Идея о том, что некоторых людей следует исключать из политики на основании их происхождения, принадлежит феодальной древности или современному расизму. Берман, гордый своей «левизной», отвергает и то и другое. Однако точно такое же убеждение, что кто-то является только тем, чем его сделали предки, лежит в основе осуждения Тарика Рамадана. Крестьянин в феодальной иерархии есть крестьянин, и неважно, что он умеет читать и писать или делать что-то еще. Для антисемита атеист может быть иудеем и открыто верующий христианин — тоже иудеем независимо от своих верований. Исповедание своей веры читается как укрывательство правды. Они не могут быть никем иным.
Каролин Фурест в книге «Брат Тарик» прочитывает Рамадана согласно той же логике. Он может быть только тем, кем его делает его происхождение. Первая глава книги Фурест озаглавлена ««Будущее ислама» или будущее «Братьев-мусульман»?» и начинается с утверждения, что отец Рамадана «отвечал за пропаганду ислама по версии «Братьев-мусульман» в Европе»; его мать была «не кем иным, как любимой дочерью основателя «Братьев-мусульман»»[195]. Вторая глава называет Рамадана — «Наследник».
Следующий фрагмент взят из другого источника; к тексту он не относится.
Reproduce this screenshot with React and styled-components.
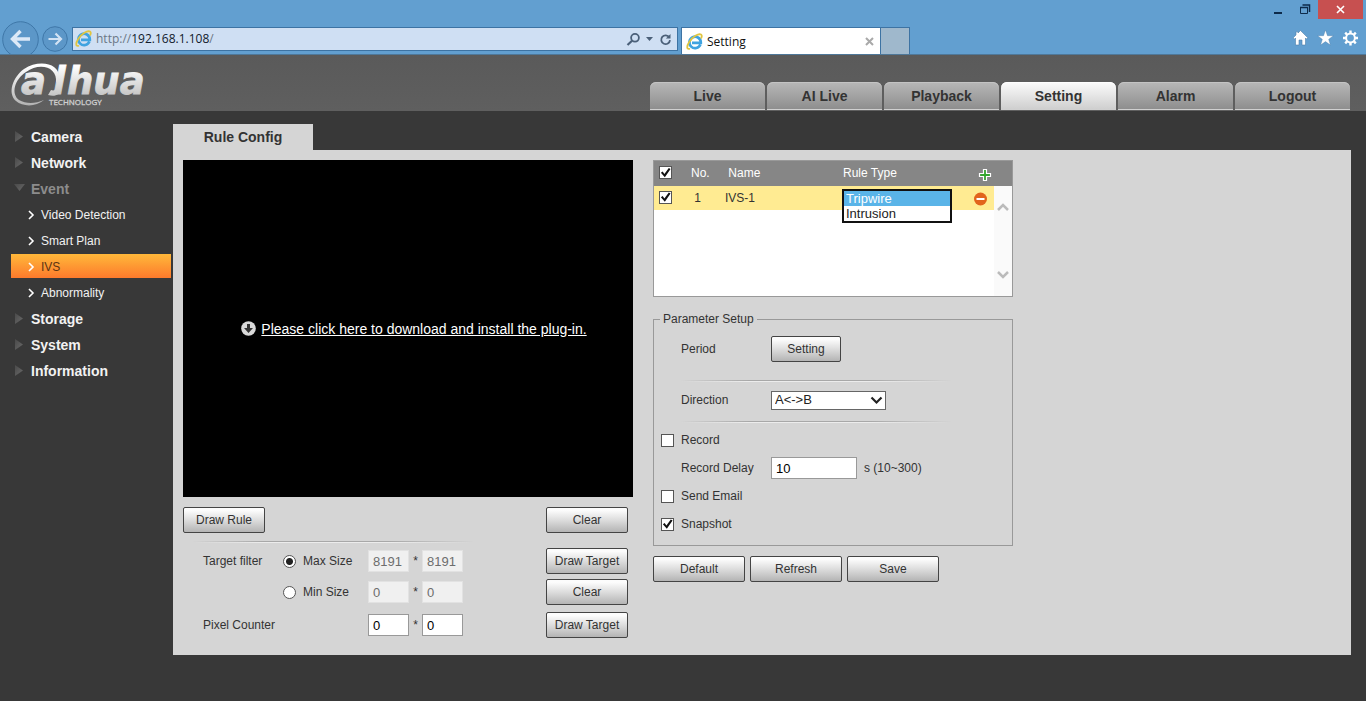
import React, { useState } from "react";
import styled, { createGlobalStyle, css } from "styled-components";

const GlobalStyle = createGlobalStyle`
  * {
    box-sizing: border-box;
  }
  body {
    margin: 0;
    background: #383838;
    color: #333;
    font-family: "Liberation Sans", Arial, sans-serif;
    font-size: 12px;
    line-height: 14px;
  }
  button, input, select {
    margin: 0;
    font-family: inherit;
  }
`;

/* ---------- browser window ---------- */

const BrowserBar = styled.div`
  height: 55px;
  overflow: hidden;
  background: #629fd0;
  border-bottom: 1px solid #4f7899;
  font-family: "Open Sans", "Noto Sans", sans-serif;
`;

const TitleBar = styled.div`
  display: flex;
  justify-content: flex-end;
  height: 19px;
  padding-right: 3px;
`;

const WindowButton = styled.button`
  display: grid;
  place-items: center;
  width: ${(p) => (p.$close ? "45px" : "26px")};
  height: 19px;
  padding: 0;
  border: 0;
  background: ${(p) => (p.$close ? "#c75050" : "transparent")};
`;

const BrowserRow = styled.div`
  display: flex;
  align-items: flex-start;
`;

const NavButtons = styled.div`
  display: flex;
  gap: 3px;
  width: 72px;
  flex: none;
  padding: 2px 0 0 2px;
`;

const RoundButton = styled.button`
  display: block;
  padding: 0;
  border: 0;
  background: none;
  height: ${(p) => p.$size}px;
  margin-top: ${(p) => (p.$size < 30 ? 5 : 0)}px;
`;

const AddressBar = styled.form`
  display: flex;
  align-items: center;
  gap: 3px;
  flex: 0 1 606px;
  height: 24px;
  margin-top: 8px;
  padding: 0 5px 0 2px;
  background: #cfdff3;
  border: 1px solid #3d73a3;
`;

const Address = styled.div`
  flex: 1;
  font-size: 12px;
  line-height: 18px;
  color: #111a2b;

  span {
    color: #6b7785;
  }
`;

const IconButton = styled.button`
  display: grid;
  place-items: center;
  padding: 0;
  border: 0;
  background: none;
`;

const BrowserTab = styled.div`
  display: flex;
  align-items: center;
  gap: 3px;
  width: 200px;
  height: 28px;
  margin: 8px 0 0 3px;
  padding: 0 6px 0 4px;
  background: #fff;
  border: 1px solid #3d73a3;
  border-bottom: 0;
  font-size: 12px;
  line-height: 18px;
  color: #111;

  span {
    flex: 1;
  }
`;

const NewTab = styled.button`
  width: 29px;
  height: 28px;
  margin-top: 8px;
  padding: 0;
  background: #9fb8cc;
  border: 1px solid #3d73a3;
  border-width: 1px 1px 0 0;
`;

const BrowserTools = styled.div`
  display: flex;
  gap: 8px;
  margin: 10px 7px 0 auto;
`;

const EdgeLogo = () => (
  <svg width="18" height="18" viewBox="0 0 18 18" fill="none">
    <path
      d="M14.4 11.6a5.7 5.7 0 1 1 .4-2.6v.8H6"
      stroke="#3fa3e0"
      strokeWidth="2.7"
    />
    <path
      d="M3.3 15.8C.6 16.6.6 13 3.2 9 6.4 4 12.6.1 15 1.6c1 .6.9 1.8.3 3.2"
      stroke="#e0c540"
      strokeWidth="1.8"
      strokeLinecap="round"
    />
  </svg>
);

const BrowserChrome = () => (
  <BrowserBar>
    <TitleBar>
      <WindowButton aria-label="Minimize">
        <svg width="10" height="10" viewBox="0 0 10 10">
          <path d="M0 7h8v2H0z" fill="#0d2a4a" />
        </svg>
      </WindowButton>
      <WindowButton aria-label="Restore">
        <svg width="11" height="11" viewBox="0 0 11 11" fill="none" stroke="#0d2a4a">
          <path d="M.5 3.5h7v6h-7z" />
          <path d="M0 3.5h8M2.5 1h7v7" strokeWidth="1.5" />
        </svg>
      </WindowButton>
      <WindowButton $close aria-label="Close">
        <svg width="9" height="9" viewBox="0 0 9 9" stroke="#fff" strokeWidth="1.6">
          <path d="M1 1l7 7M8 1l-7 7" />
        </svg>
      </WindowButton>
    </TitleBar>
    <BrowserRow>
      <NavButtons>
        <RoundButton $size={37} aria-label="Back">
          <svg width="37" height="37" viewBox="0 0 37 37" fill="none">
            <circle cx="18.5" cy="18.5" r="17.8" fill="#5c97c8" stroke="#3f77a8" />
            <path
              d="M18.5 10l-8 8 8 8M11 18h17"
              stroke="#dce9f7"
              strokeWidth="3.4"
            />
          </svg>
        </RoundButton>
        <RoundButton $size={26} aria-label="Forward">
          <svg width="26" height="26" viewBox="0 0 26 26" fill="none">
            <circle cx="13" cy="13" r="12.3" fill="#5c97c8" stroke="#3f77a8" />
            <path d="M13.5 7.5l5.5 5.5-5.5 5.5M6.5 13h12" stroke="#d3e3f4" strokeWidth="2.2" />
          </svg>
        </RoundButton>
      </NavButtons>
      <AddressBar>
        <EdgeLogo />
        <Address>
          <span>http://</span>192.168.1.108<span>/</span>
        </Address>
        <IconButton type="button" aria-label="Search">
          <svg width="15" height="15" viewBox="0 0 15 15" fill="none" stroke="#4b6079">
            <circle cx="9" cy="5.8" r="3.9" strokeWidth="1.8" />
            <path d="M6 8.8L1.5 13" strokeWidth="2.2" />
          </svg>
        </IconButton>
        <IconButton type="button" aria-label="Show address bar list">
          <svg width="12" height="10" viewBox="0 0 12 10">
            <path d="M2 3h7L5.5 7z" fill="#4b6079" />
          </svg>
        </IconButton>
        <IconButton type="button" aria-label="Reload">
          <svg width="13" height="13" viewBox="0 0 13 13" fill="none" stroke="#4b6079">
            <path d="M10.3 4.3A4.4 4.4 0 1 0 11 7.2" strokeWidth="1.8" />
            <path d="M11.5 1v4.6H6.9z" fill="#4b6079" stroke="none" />
          </svg>
        </IconButton>
      </AddressBar>
      <BrowserTab>
        <EdgeLogo />
        <span>Setting</span>
        <IconButton aria-label="Close tab">
          <svg width="9" height="9" viewBox="0 0 9 9" stroke="#a9a9a9" strokeWidth="2">
            <path d="M1 1l7 7M8 1l-7 7" />
          </svg>
        </IconButton>
      </BrowserTab>
      <NewTab aria-label="New tab" />
      <BrowserTools>
        <IconButton aria-label="Home">
          <svg width="17" height="18" viewBox="0 0 17 18">
            <path
              d="M8.5 1.5l7.3 7.3-1.3 1.3-1-1V16H10v-5H7v5H3.5V9.1l-1 1-1.300-1.300L4 6V2.800h2V4z"
              fill="#fff"
              stroke="#4e7ea8"
              strokeWidth=".6"
            />
          </svg>
        </IconButton>
        <IconButton aria-label="Favorites">
          <svg width="17" height="18" viewBox="0 0 17 18">
            <path
              d="M8.5 1l2 5.7h5.9l-4.7 3.6 1.700 5.800-4.900-3.500-4.900 3.500 1.700-5.800L.6 6.700h5.900z"
              fill="#fff"
              stroke="#4e7ea8"
              strokeWidth=".4"
            />
          </svg>
        </IconButton>
        <IconButton aria-label="Tools">
          <svg width="17" height="18" viewBox="0 0 17 18" fill="none" stroke="#fff">
            <circle cx="8.5" cy="9" r="4.4" strokeWidth="2" />
            <path
              d="M8.5 1.5v3M8.5 13.5v3M1 9h3M13 9h3M3.200 3.700l2.100 2.100M11.700 12.200l2.100 2.100M3.200 14.300l2.100-2.100M11.700 5.800l2.100-2.100"
              strokeWidth="2.4"
            />
          </svg>
        </IconButton>
      </BrowserTools>
    </BrowserRow>
  </BrowserBar>
);

/* ---------- page header ---------- */

const Header = styled.header`
  display: flex;
  align-items: flex-end;
  justify-content: space-between;
  height: 56px;
  padding: 0 16px 1px 10px;
  background: linear-gradient(#5a5a5a, #5f5f5f);
`;

const TopNav = styled.nav`
  display: flex;
  gap: 2px;
`;

const TopLink = styled.a`
  width: 115px;
  height: 28px;
  border-radius: 6px 6px 0 0;
  border-bottom: 1px solid #d0d0d0;
  box-shadow: inset 0 1px 0 ${(p) => (p.$active ? "#fff" : "#c4c4c4")};
  background: ${(p) =>
    p.$active
      ? "linear-gradient(#fcfcfc, #cfcfcf)"
      : "linear-gradient(#b8b8b8, #8e8e8e)"};
  color: #333;
  font-size: 14px;
  font-weight: bold;
  line-height: 29px;
  text-align: center;
  text-decoration: none;
`;

const LogoMark = styled.svg`
  display: block;
  overflow: visible;
`;

const Logo = () => (
  <LogoMark width="144" height="52" viewBox="0 0 144 52" role="img" aria-label="alhua technology">
    <defs>
      <linearGradient id="metal" gradientUnits="userSpaceOnUse" x1="0" y1="8" x2="0" y2="50">
        <stop offset="0" stopColor="#fff" />
        <stop offset="1" stopColor="#adadad" />
      </linearGradient>
    </defs>
    <g
      fill="url(#metal)"
      stroke="url(#metal)"
      strokeWidth=".8"
      fontFamily="DejaVu Sans, sans-serif"
      fontStyle="italic"
      fontWeight="bold"
      fontSize="37"
    >
      <text x="11" y="36">a</text>
      <text x="43" y="36">l</text>
      <text x="57" y="36">hua</text>
    </g>
    <path
      d="M51 31c-1 6-6 8-13 6l3-5c3 1 4 0 5-2z"
      fill="url(#metal)"
    />
    <path
      d="M46 25C48 9 30 4 16 14C4 22 1 36 9 42c7 4 16 4 25 0c-8 7-21 7-28 1C-3 35 3 19 14 11c15-10 36-6 35 9z"
      fill="url(#metal)"
    />
    <text
      x="39"
      y="47"
      fill="#d0d0d0"
      fontFamily="Open Sans, Noto Sans, sans-serif"
      fontSize="8"
      stroke="#d0d0d0"
      strokeWidth=".3"
    >
      TECHNOLOGY
    </text>
  </LogoMark>
);

/* ---------- side menu ---------- */

const Body = styled.div`
  display: flex;
  align-items: flex-start;
  gap: 2px;
  padding: 13px 15px 46px 11px;
`;

const SideMenu = styled.nav`
  flex: none;
  width: 160px;
`;

const MenuLink = styled.a`
  display: flex;
  align-items: center;
  gap: 6px;
  height: 26px;
  padding-left: 3px;
  color: ${(p) => (p.$open ? "#8c8c8c" : "#f2f2f2")};
  font-size: 14px;
  font-weight: bold;
  line-height: 16px;
  text-decoration: none;
`;

const SubLink = styled.a`
  display: flex;
  align-items: center;
  gap: 6px;
  height: 24px;
  margin-bottom: 2px;
  padding: 2px 0 0 16px;
  color: #f2f2f2;
  text-decoration: none;

  ${(p) =>
    p.$active &&
    css`
      background: linear-gradient(#ffb83a, #fd7a2c);
      color: #5c3413;
    `}
`;

const MenuArrow = ({ open }) => (
  <svg width="11" height="12" viewBox="0 0 11 12">
    <defs>
      <linearGradient id="arrow" x1="0" y1="0" x2="1" y2="1">
        <stop offset="0" stopColor="#4a4a4a" />
        <stop offset="1" stopColor="#696969" />
      </linearGradient>
    </defs>
    <path d={open ? "M0 1h11L5.5 8z" : "M1 0l8 5.5-8 5.5z"} fill="url(#arrow)" />
  </svg>
);

const SubArrow = () => (
  <svg width="8" height="10" viewBox="0 0 8 10" fill="none" stroke="#fff" strokeWidth="1.6">
    <path d="M2 1l4 4-4 4" />
  </svg>
);

/* ---------- main panel ---------- */

const Main = styled.main`
  flex: 1;
  min-width: 0;
`;

const PageTab = styled.h1`
  width: 140px;
  margin: 0;
  color: #333;
  background: #d5d5d5;
  font-size: 14px;
  line-height: 26px;
  text-align: center;
`;

const Panel = styled.div`
  display: flex;
  gap: 20px;
  padding: 10px 10px 17px;
  background: #d5d5d5;
`;

const VideoColumn = styled.section`
  flex: none;
  width: 450px;
`;

const Video = styled.div`
  display: flex;
  align-items: center;
  justify-content: center;
  gap: 5px;
  height: 337px;
  padding-left: 12px;
  background: #000;

  a {
    color: #fff;
    font-size: 14px;
    line-height: 16px;
  }
`;

const Button = styled.button`
  width: ${(p) => p.$width || 82}px;
  height: 26px;
  padding: 0;
  border: 1px solid #444;
  border-radius: 2px;
  background: linear-gradient(#fcfcfc 10%, #ddd 50%, #b4b4b4);
  color: #333;
  font-size: 12px;
  line-height: 14px;
`;

const ButtonBar = styled.div`
  display: flex;
  gap: 5px;
  justify-content: ${(p) => (p.$spread ? "space-between" : "flex-start")};
  margin-top: 10px;
  padding-right: ${(p) => (p.$spread ? 5 : 0)}px;
`;

const Divider = styled.hr`
  width: ${(p) => p.$width}px;
  height: 2px;
  margin: ${(p) => p.$margin};
  border: 0;
  background: linear-gradient(#a8a8a8 50%, #ececec 50%);
  mask-image: linear-gradient(90deg, transparent, #000 25%, #000 70%, transparent);
`;

const FilterRow = styled.div`
  display: grid;
  grid-template-columns: 80px 85px 41px 13px 41px 1fr;
  align-items: center;
  height: 26px;
  margin-bottom: ${(p) => p.$gap || 0}px;
  padding: 0 5px 0 20px;
  text-align: center;

  > :first-child {
    text-align: left;
  }
  > :last-child {
    justify-self: end;
  }
`;

const TextInput = styled.input`
  width: ${(p) => p.$width || 41}px;
  height: 22px;
  padding: 0 4px;
  border: 1px solid #999;
  background: #fff;
  color: #000;
  font-size: 13px;

  &:disabled {
    border-color: #e2e2e2;
    background: #f0f0f0;
    color: #6d6d6d;
  }
`;

const RadioLabel = styled.label`
  display: flex;
  align-items: center;
  gap: 7px;
`;

const Radio = styled.input.attrs({ type: "radio" })`
  appearance: none;
  width: 13px;
  height: 13px;
  border: 1px solid #555;
  border-radius: 50%;
  background: #fff;

  &:checked {
    background: radial-gradient(circle, #222 3px, #fff 4px);
  }
`;

const Checkbox = styled.input.attrs({ type: "checkbox" })`
  appearance: none;
  display: block;
  width: 13px;
  height: 13px;
  border: 1px solid #555;
  background: #fff;

  &:checked::before {
    content: "";
    display: block;
    height: 11px;
    background: #111;
    clip-path: polygon(8% 52%, 24% 42%, 40% 64%, 80% 8%, 96% 18%, 44% 94%);
  }
`;

/* ---------- rule list ---------- */

const RuleColumn = styled.section`
  flex: none;
  width: 360px;
`;

const RuleBox = styled.div`
  position: relative;
  height: 137px;
  border: 1px solid #999;
  background: #fff;
`;

const RuleTable = styled.table`
  width: 100%;
  table-layout: fixed;
  border-collapse: collapse;

  th {
    height: 25px;
    padding: 0 0 2px;
    background: #868686;
    color: #fff;
    font-weight: normal;
    text-align: left;
  }
  td {
    height: 24px;
    padding: 0;
    background: #ffeb92;
  }
  th:first-child, td:first-child {
    padding-left: 5px;
  }
  td:first-child {
    padding-bottom: 2px;
  }
  th:last-child {
    padding: 3px 0 0;
  }
`;

const TypeCell = styled.td`
  position: relative;
`;

const TypeList = styled.select`
  position: absolute;
  top: 3px;
  left: -1px;
  width: 110px;
  height: 34px;
  padding: 0;
  border: 2px solid #111;
  border-radius: 0;
  background: #fff;
  font-size: 13px;
  overflow: hidden;
  outline: 0;

  option {
    height: 15px;
    min-height: 0;
    padding: 0 2px;
    line-height: 15px;
    color: #222;
  }
  option:checked {
    background: linear-gradient(#5ab4e8, #5ab4e8);
    -webkit-text-fill-color: #fff;
  }
`;

const ScrollBar = styled.div`
  position: absolute;
  top: 25px;
  right: 0;
  bottom: 0;
  display: flex;
  flex-direction: column;
  justify-content: space-between;
  align-items: center;
  width: 18px;
  padding: 16px 0;
  background: #fafafa;
`;

const Chevron = ({ d }) => (
  <svg width="12" height="12" viewBox="0 0 12 12" fill="none" stroke="#bbb" strokeWidth="2.5">
    <path d={d} />
  </svg>
);

/* ---------- parameters ---------- */

const Parameters = styled.fieldset`
  margin: 15px 0 0;
  padding: 0 7px 7px;
  border: 1px solid #999;

  legend {
    margin-left: -1px;
    padding: 0 3px;
  }
`;

const ParamRow = styled.div`
  display: grid;
  grid-template-columns: 20px 90px auto 1fr;
  align-items: center;
  height: ${(p) => p.$height || 28}px;
`;

const Unit = styled.span`
  padding-left: 7px;
`;

const SelectWrap = styled.div`
  display: grid;
  align-items: center;

  > * {
    grid-area: 1 / 1;
  }
  svg {
    justify-self: end;
    margin-right: 3px;
    pointer-events: none;
  }
`;

const DirectionSelect = styled.select`
  appearance: none;
  width: 115px;
  height: 19px;
  padding: 0 3px 3px;
  border: 1px solid #666;
  border-radius: 0;
  background: #fff;
  color: #222;
  font-size: 13px;
`;

const topLinks = ["Live", "AI Live", "Playback", "Setting", "Alarm", "Logout"];

const menu = [
  { name: "Camera" },
  { name: "Network" },
  {
    name: "Event",
    items: ["Video Detection", "Smart Plan", "IVS", "Abnormality"],
  },
  { name: "Storage" },
  { name: "System" },
  { name: "Information" },
];

const RuleList = () => (
  <RuleBox>
    <RuleTable>
      <colgroup>
        <col width="37" />
        <col width="34" />
        <col width="118" />
        <col width="130" />
        <col />
      </colgroup>
      <thead>
        <tr>
          <th>
            <Checkbox defaultChecked aria-label="Select all rules" />
          </th>
          <th>No.</th>
          <th>&nbsp;Name</th>
          <th>Rule Type</th>
          <th>
            <IconButton aria-label="Add rule">
              <svg width="21" height="14" viewBox="0 0 21 14">
                <path
                  d="M10.5 1.5h3v4h4v3h-4v4h-3v-4h-4v-3h4z"
                  fill="#35a52e"
                  stroke="#fff"
                  strokeWidth="1.2"
                />
              </svg>
            </IconButton>
          </th>
        </tr>
      </thead>
      <tbody>
        <tr>
          <td>
            <Checkbox defaultChecked aria-label="Select IVS-1" />
          </td>
          <td>&nbsp;1</td>
          <td>IVS-1</td>
          <TypeCell>
            <TypeList size={2} defaultValue="Tripwire" aria-label="Rule Type">
              <option>Tripwire</option>
              <option>Intrusion</option>
            </TypeList>
          </TypeCell>
          <td>
            <IconButton aria-label="Delete rule">
              <svg width="16" height="15" viewBox="0 0 16 15">
                <circle cx="7.5" cy="8" r="6.5" fill="#e2641c" />
                <path d="M3.5 7h8v2h-8z" fill="#fff" />
              </svg>
            </IconButton>
          </td>
        </tr>
      </tbody>
    </RuleTable>
    <ScrollBar>
      <Chevron d="M1 8l5-5 5 5" />
      <Chevron d="M1 4l5 5 5-5" />
    </ScrollBar>
  </RuleBox>
);

const SizeInputs = ({ name, value, disabled }) => (
  <>
    <TextInput aria-label={`${name} width`} defaultValue={value} disabled={disabled} />
    <span>*</span>
    <TextInput aria-label={`${name} height`} defaultValue={value} disabled={disabled} />
  </>
);

const App = () => {
  const [filter, setFilter] = useState("max");

  return (
    <>
      <GlobalStyle />
      <BrowserChrome />
      <Header>
        <Logo />
        <TopNav>
          {topLinks.map((name) => (
            <TopLink key={name} href="#" $active={name === "Setting"}>
              {name}
            </TopLink>
          ))}
        </TopNav>
      </Header>
      <Body>
        <SideMenu>
          {menu.map(({ name, items }) => (
            <React.Fragment key={name}>
              <MenuLink href="#" $open={!!items}>
                <MenuArrow open={!!items} />
                {name}
              </MenuLink>
              {items &&
                items.map((item) => (
                  <SubLink key={item} href="#" $active={item === "IVS"}>
                    <SubArrow />
                    {item}
                  </SubLink>
                ))}
            </React.Fragment>
          ))}
        </SideMenu>
        <Main>
          <PageTab>Rule Config</PageTab>
          <Panel>
            <VideoColumn>
              <Video>
                <svg width="15" height="15" viewBox="0 0 15 15">
                  <circle cx="7.5" cy="7.5" r="7.3" fill="#d9d9d9" />
                  <path d="M6 3h3v4h3l-4.5 5L3 7h3z" fill="#333" />
                </svg>
                <a href="#">Please click here to download and install the plug-in.</a>
              </Video>
              <ButtonBar $spread>
                <Button>Draw Rule</Button>
                <Button>Clear</Button>
              </ButtonBar>
              <Divider $width={280} $margin="8px 0 5px 10px" />
              <FilterRow $gap={5}>
                <span>Target filter</span>
                <RadioLabel>
                  <Radio
                    name="filter"
                    checked={filter === "max"}
                    onChange={() => setFilter("max")}
                  />
                  Max Size
                </RadioLabel>
                <SizeInputs name="Max" value="8191" disabled />
                <Button>Draw Target</Button>
              </FilterRow>
              <FilterRow $gap={7}>
                <span />
                <RadioLabel>
                  <Radio
                    name="filter"
                    checked={filter === "min"}
                    onChange={() => setFilter("min")}
                  />
                  Min Size
                </RadioLabel>
                <SizeInputs name="Min" value="0" disabled />
                <Button>Clear</Button>
              </FilterRow>
              <FilterRow>
                <span>Pixel Counter</span>
                <span />
                <SizeInputs name="Pixel" value="0" />
                <Button>Draw Target</Button>
              </FilterRow>
            </VideoColumn>
            <RuleColumn>
              <RuleList />
              <Parameters>
                <legend>Parameter Setup</legend>
                <ParamRow $height={46}>
                  <span />
                  <span>Period</span>
                  <Button $width={70}>Setting</Button>
                </ParamRow>
                <Divider $width={270} $margin="8px 0 0 20px" />
                <ParamRow $height={36}>
                  <span />
                  <label htmlFor="direction">Direction</label>
                  <SelectWrap>
                    <DirectionSelect id="direction">
                      <option>{"A<->B"}</option>
                    </DirectionSelect>
                    <svg width="13" height="9" viewBox="0 0 13 9" fill="none" stroke="#222">
                      <path d="M1.5 1.5l5 5 5-5" strokeWidth="2.2" />
                    </svg>
                  </SelectWrap>
                </ParamRow>
                <Divider $width={270} $margin="3px 0 3px 20px" />
                <ParamRow>
                  <Checkbox id="record" />
                  <label htmlFor="record">Record</label>
                </ParamRow>
                <ParamRow>
                  <span />
                  <label htmlFor="delay">Record Delay</label>
                  <TextInput id="delay" $width={86} defaultValue="10" />
                  <Unit>s (10~300)</Unit>
                </ParamRow>
                <ParamRow>
                  <Checkbox id="email" />
                  <label htmlFor="email">Send Email</label>
                </ParamRow>
                <ParamRow>
                  <Checkbox id="snapshot" defaultChecked />
                  <label htmlFor="snapshot">Snapshot</label>
                </ParamRow>
              </Parameters>
              <ButtonBar>
                <Button $width={92}>Default</Button>
                <Button $width={92}>Refresh</Button>
                <Button $width={92}>Save</Button>
              </ButtonBar>
            </RuleColumn>
          </Panel>
        </Main>
      </Body>
    </>
  );
};

export default App;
Фурест приводит рассказ Рамадана о том, как тот осознал свою европейскую идентичность: «До 23 или 24 лет я чувствовал себя больше египтянином, чем швейцарцем. Я снова и снова подумывал об отъезде. А затем решил, что я европеец и швейцарец и должен принять этот факт». Читая это признание вопреки смыслу слов, Фурест пишет, что Рамадан оставался «отмеченным на всю жизнь печатью своей идентичности: не Египет… но ислам и «Братья-мусульмане»»[196].
Общее понимание характера и целей «Братьев-мусульман» у Фурест служит ей ситом для просеивания речей и печатных трудов Рамадана. То, что соответствует ее представлениям о «Братьях-мусульманах», то и является его подлинными чувствами. Те утверждения или тексты, в которых Рамадан ратует за равенство женщин с мужчинами, поддерживает свободу слова или демократию либо соглашается с либеральными принципами, есть ложь или укрывательство правды: «двуязычие» Тарика Рамадана. Чтобы узнать, что действительно имел в виду Рамадан, надо спросить у Каролин Фурест. Таким образом, Фурест делает шаг еще дальше, чем требования, чтобы мусульмане говорили все по написанному для них другими сценарию. Теперь они могут произносить это, но им все равно не поверят. Книга Фурест обнажает пустоту требований «осудить терроризм» или «принять либеральные ценности». Пытаться удовлетворить эти требования бессмысленно.